C. PAYMENT REQUIRED. Company’s warranties are effective only if Company has received payment in full for the products.
D. MANUFACTURER’S WARRANTY. The manufacturer of the products may provide its own warranty. Company does not represent or warrant the existence or scope of any manufacturer’s warranty.
11. TERMINATION: Any Commodities Sale Contract shall terminate on the earlier of the termination date specified in such contract or when total tonnage has been shipped. Any undelivered monthly portion of such contract must be arranged for delivery before the last day of each month. Customer, at the option of Company, will either forfeit the undelivered quantity or Customer will be charged the difference between current market and contract price of any remaining product.
12. GUARANTEE: If a guarantee is required by the Company on any Commodities Sale Contract, the Personal Guarantee in the form shown on Company’s website [www.heiskell.com] shall be deemed to have been executed by Customer.
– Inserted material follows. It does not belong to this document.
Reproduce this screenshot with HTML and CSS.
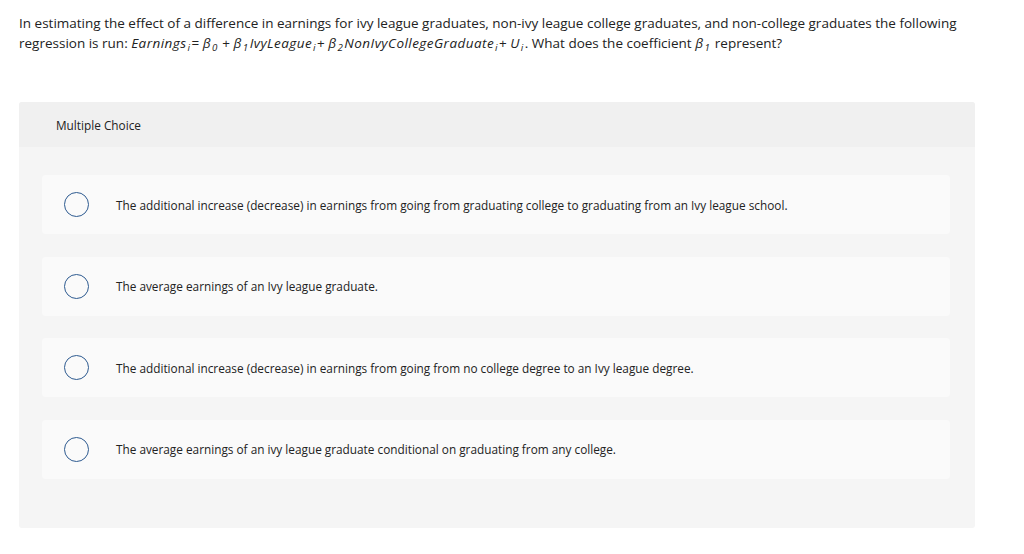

Company may require Customer to execute and deliver a Personal Guarantee.
SPECIAL STATE NOTICES:
Texas: The following notice is required by Chapter 188 of the Texas Agriculture Code: The sale of animal feed on credit is subject to Chapter 188, Agriculture Code. Failure to pay the agreed or reasonable charges for the feed may result in the attachment of a lien to the proceeds of the livestock for which the feed is used or the proceeds of the animal products produced from the livestock.